Infringement claims, even if without merit, can be time consuming and expensive to defend. A third party asserting infringement claims against us or our customers with respect to our current or future products may require us to enter into costly royalty arrangements or litigation, or otherwise materially adversely affect us.
WE DEPEND ON KEY PERSONNEL AND WILL NEED TO RECRUIT ADDITIONAL SKILLED PERSONNEL, FOR WHICH COMPETITION IS INTENSE, TO CONDUCT AND GROW OUR BUSINESS EFFECTIVELY
Our success depends in large part on the continued service of our key personnel, particularly Dr. Donald E. Brown, our Chief Executive Officer and principal stockholder. The loss of the services of Dr. Donald E Brown or any key personnel could have a material adverse effect on our business, financial condition or results of operations. We do not have key man life insurance on any of our employees. Our future success also depends on our ability to attract, train, assimilate and retain additional qualified personnel. Competition for persons with skills in the software industry is intense, particularly for those with relevant technical and/or sales experience. We cannot assure you that we will be able to retain our key employees or that we can attract, train, assimilate or retain other highly qualified personnel in the future.
OUR WORKFORCE REDUCTION AND FINANCIAL PERFORMANCE MAY ADVERSELY AFFECT THE MORALE AND PERFORMANCE OF OUR PERSONNEL AND OUR ABILITY TO HIRE NEW PERSONNEL
In connection with our effort to streamline operations, reduce costs and rationalize our staffing and structure, we had reductions in both 2001 and 2002 of our worldwide workforce of approximately 10% -12% each year. There were and may continue to be substantial costs associated with the workforce reductions related to severance and other employee-related costs, and our restructuring plans may still yield unanticipated consequences, such as attrition beyond our implemented reduction in workforce. As a result, our ability to respond to unexpected challenges may be impaired and we may be unable to take advantage of new opportunities. The reduction in workforce may reduce employee morale and may create concern among existing employees about job security, which may lead to increased turnover. These reductions in headcount may still subject us to the risk of litigation. In addition, recent trading levels of our common stock have decreased the value of the stock options granted to employees pursuant to our stock option plans. As a result of these factors, our remaining personnel may seek employment with larger, more established companies or companies they perceive as having less volatile stock prices.
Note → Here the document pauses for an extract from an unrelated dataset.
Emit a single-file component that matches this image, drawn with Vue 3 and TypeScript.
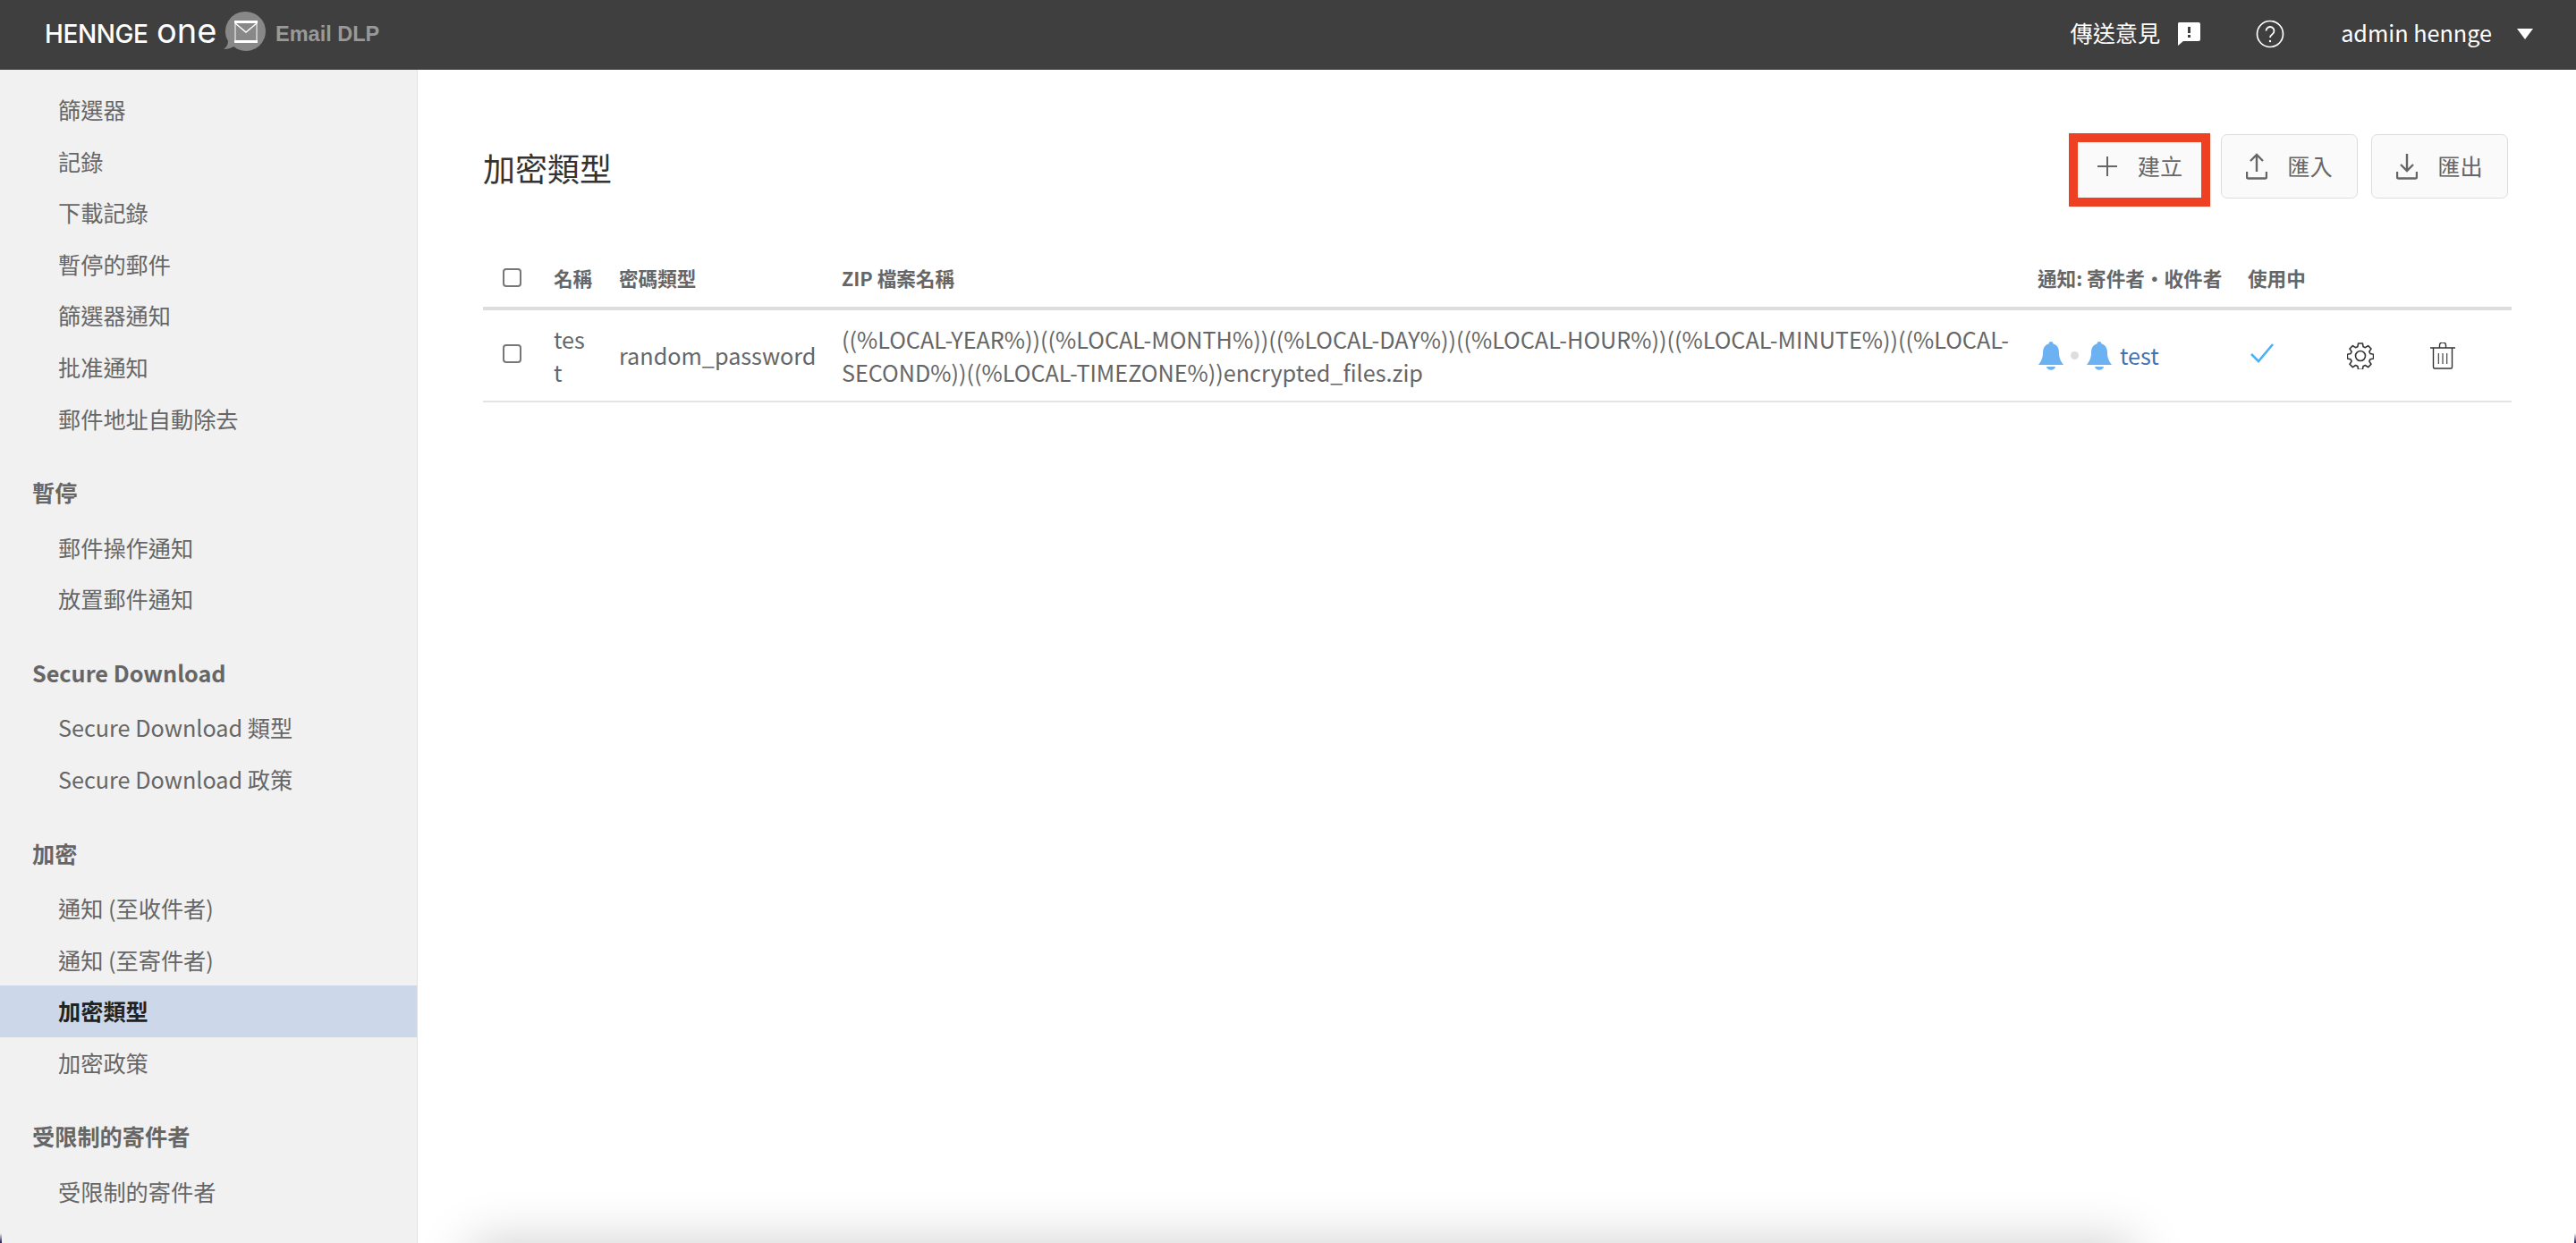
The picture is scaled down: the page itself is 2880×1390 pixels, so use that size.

WE MAY PURSUE ACQUISITIONS THAT BY THEIR NATURE PRESENT RISKS AND THAT MAY NOT BE SUCCESSFUL
In the future we may pursue additional acquisitions to diversify our product offerings and customer base or for other strategic purposes. We have no prior history of making material acquisitions and we cannot assure you that any future acquisitions will be successful. The following are some of the risks associated with acquisitions that could have a material adverse effect on our business, financial condition or results of operations:
We cannot assure that any acquired businesses will achieve anticipated revenues, earnings or cash flow.
We may be unable to integrate acquired businesses successfully and realize anticipated economic, operational and other benefits in a timely manner, particularly if we acquire a
23
business in a market in which we have limited or no current expertise, or with a corporate culture different from our own. If we are unable to integrate acquired businesses successfully, we could incur substantial costs and delays or other operational, technical or financial problems.
Acquisitions could disrupt our ongoing business, distract management, divert resources and make it difficult to maintain our current business standards, controls and procedures.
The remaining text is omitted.